**PROVIDED RECORDS**
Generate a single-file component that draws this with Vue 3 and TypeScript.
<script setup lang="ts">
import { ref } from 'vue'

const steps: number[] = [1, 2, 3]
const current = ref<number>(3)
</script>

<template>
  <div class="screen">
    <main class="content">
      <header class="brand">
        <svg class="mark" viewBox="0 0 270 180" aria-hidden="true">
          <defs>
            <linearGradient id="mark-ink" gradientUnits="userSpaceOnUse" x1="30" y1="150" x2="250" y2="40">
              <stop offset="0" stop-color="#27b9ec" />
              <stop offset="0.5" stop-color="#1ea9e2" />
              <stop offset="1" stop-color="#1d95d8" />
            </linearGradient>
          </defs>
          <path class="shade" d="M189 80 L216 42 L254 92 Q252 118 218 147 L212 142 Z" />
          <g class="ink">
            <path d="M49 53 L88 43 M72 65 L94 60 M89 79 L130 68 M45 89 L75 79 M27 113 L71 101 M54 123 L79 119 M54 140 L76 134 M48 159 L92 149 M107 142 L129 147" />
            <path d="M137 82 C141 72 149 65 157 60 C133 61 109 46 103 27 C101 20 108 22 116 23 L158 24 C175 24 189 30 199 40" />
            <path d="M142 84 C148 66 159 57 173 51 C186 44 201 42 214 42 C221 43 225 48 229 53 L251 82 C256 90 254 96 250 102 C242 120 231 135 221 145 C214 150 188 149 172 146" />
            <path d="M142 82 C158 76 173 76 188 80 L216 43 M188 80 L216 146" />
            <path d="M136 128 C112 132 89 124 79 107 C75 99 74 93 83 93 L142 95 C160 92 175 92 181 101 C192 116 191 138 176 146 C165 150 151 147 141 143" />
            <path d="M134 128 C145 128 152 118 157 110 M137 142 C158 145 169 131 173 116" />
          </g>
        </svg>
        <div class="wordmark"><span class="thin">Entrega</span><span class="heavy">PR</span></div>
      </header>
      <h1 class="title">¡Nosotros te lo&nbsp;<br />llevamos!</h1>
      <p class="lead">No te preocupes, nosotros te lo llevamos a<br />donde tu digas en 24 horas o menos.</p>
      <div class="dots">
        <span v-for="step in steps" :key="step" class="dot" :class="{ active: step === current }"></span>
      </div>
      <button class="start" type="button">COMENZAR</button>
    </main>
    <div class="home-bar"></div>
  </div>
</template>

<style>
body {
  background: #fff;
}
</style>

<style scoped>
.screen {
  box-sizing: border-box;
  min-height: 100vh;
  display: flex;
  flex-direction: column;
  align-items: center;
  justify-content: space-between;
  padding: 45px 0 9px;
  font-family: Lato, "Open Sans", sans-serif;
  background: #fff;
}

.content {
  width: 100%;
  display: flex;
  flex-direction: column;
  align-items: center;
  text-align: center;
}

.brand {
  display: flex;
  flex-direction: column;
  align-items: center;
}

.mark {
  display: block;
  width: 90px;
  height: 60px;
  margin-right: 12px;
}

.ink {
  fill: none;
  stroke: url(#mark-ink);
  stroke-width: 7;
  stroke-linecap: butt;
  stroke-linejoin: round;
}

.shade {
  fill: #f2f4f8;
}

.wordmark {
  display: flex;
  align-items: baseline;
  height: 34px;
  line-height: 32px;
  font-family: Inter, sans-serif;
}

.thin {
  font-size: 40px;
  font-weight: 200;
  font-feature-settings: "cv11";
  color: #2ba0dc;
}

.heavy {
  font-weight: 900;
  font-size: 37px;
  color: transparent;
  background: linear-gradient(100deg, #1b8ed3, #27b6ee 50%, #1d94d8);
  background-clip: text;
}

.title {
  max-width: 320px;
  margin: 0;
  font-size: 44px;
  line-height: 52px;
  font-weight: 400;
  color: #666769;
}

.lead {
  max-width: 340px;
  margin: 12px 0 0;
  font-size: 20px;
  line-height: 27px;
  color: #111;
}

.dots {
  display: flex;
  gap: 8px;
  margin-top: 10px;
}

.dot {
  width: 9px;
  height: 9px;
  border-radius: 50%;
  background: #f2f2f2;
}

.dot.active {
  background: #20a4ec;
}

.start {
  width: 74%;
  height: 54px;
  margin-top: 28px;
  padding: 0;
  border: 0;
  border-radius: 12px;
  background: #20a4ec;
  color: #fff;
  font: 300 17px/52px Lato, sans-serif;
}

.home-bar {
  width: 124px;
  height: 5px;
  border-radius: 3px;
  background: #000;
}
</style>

==

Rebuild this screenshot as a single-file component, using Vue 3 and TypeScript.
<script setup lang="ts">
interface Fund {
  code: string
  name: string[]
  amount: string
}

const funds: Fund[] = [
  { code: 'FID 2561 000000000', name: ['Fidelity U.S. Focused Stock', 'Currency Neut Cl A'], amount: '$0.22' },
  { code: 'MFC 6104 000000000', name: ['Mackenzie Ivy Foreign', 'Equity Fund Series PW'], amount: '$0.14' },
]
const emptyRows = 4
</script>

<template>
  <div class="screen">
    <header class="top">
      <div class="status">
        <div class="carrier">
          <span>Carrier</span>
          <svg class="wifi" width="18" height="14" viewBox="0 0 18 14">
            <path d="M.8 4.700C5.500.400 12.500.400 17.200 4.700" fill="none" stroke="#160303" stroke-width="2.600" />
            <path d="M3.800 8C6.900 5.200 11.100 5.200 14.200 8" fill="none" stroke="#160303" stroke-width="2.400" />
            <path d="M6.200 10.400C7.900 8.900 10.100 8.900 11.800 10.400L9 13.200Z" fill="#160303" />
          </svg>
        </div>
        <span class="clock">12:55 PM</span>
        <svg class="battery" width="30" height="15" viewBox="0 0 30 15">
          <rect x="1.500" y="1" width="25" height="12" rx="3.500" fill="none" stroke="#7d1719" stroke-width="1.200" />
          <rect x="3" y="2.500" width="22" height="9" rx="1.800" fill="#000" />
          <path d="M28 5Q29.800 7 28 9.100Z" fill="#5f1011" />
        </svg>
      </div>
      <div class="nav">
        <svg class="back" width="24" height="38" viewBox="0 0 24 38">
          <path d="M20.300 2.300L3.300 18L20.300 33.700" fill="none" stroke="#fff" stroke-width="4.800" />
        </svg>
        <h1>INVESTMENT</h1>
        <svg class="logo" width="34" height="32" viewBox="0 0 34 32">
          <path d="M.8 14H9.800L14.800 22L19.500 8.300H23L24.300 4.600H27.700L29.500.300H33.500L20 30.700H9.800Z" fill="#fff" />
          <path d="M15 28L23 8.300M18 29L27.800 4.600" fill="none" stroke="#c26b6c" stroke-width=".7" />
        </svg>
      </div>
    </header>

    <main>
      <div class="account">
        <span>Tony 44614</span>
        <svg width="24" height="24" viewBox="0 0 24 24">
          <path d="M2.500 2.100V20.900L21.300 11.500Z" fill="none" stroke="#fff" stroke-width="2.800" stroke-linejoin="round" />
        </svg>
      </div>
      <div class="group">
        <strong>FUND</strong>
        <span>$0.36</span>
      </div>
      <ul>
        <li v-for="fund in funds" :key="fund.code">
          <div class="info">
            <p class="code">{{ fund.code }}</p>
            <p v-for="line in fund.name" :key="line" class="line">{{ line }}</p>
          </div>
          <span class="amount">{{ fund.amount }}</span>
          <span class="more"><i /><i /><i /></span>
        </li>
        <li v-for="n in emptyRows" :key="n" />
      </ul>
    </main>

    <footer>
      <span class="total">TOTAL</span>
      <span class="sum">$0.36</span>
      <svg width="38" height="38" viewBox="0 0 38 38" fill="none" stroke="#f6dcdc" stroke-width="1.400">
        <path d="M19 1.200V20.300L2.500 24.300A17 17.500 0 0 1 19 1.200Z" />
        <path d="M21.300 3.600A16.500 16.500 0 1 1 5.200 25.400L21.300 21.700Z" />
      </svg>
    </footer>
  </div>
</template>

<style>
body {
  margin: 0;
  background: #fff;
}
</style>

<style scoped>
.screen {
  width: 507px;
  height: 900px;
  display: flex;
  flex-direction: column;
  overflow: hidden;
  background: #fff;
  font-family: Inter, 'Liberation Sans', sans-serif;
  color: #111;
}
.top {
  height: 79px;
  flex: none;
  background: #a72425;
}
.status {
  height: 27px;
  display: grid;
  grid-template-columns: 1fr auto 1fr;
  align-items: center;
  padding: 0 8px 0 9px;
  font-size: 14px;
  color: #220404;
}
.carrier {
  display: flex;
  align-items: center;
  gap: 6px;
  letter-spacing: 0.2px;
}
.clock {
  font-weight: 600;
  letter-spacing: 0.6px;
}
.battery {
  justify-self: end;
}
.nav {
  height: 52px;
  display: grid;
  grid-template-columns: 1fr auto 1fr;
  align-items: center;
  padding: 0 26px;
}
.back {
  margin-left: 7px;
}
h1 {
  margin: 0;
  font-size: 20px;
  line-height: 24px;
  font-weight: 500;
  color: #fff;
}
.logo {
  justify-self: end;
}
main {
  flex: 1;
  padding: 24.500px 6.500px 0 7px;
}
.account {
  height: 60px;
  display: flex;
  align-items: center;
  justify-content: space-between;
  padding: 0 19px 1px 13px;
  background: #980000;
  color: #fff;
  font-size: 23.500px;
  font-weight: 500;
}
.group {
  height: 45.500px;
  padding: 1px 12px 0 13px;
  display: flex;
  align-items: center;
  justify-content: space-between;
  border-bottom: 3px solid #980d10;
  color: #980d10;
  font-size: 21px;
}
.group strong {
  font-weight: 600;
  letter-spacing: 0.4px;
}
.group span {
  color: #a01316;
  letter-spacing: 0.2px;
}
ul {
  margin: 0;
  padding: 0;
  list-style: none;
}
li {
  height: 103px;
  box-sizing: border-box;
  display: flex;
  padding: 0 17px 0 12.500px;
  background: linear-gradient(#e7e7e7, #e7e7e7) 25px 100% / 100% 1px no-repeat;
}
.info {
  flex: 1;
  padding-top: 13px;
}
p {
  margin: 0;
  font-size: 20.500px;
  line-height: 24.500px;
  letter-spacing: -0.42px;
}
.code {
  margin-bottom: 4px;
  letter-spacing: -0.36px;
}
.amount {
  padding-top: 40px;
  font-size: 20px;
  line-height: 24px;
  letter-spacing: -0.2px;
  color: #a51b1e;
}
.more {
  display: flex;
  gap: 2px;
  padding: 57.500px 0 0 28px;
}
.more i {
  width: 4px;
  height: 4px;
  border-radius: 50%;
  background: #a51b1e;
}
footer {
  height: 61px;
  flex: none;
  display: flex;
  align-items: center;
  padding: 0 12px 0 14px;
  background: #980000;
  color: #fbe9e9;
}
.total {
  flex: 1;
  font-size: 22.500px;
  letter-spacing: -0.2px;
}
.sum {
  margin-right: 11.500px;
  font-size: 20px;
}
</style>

**WHAT IS EXPECTED**
Copy out every line of the data that includes "TypeScript".

**EXERCISE OUTPUT**
Generate a single-file component that draws this with Vue 3 and TypeScript.
Rebuild this screenshot as a single-file component, using Vue 3 and TypeScript.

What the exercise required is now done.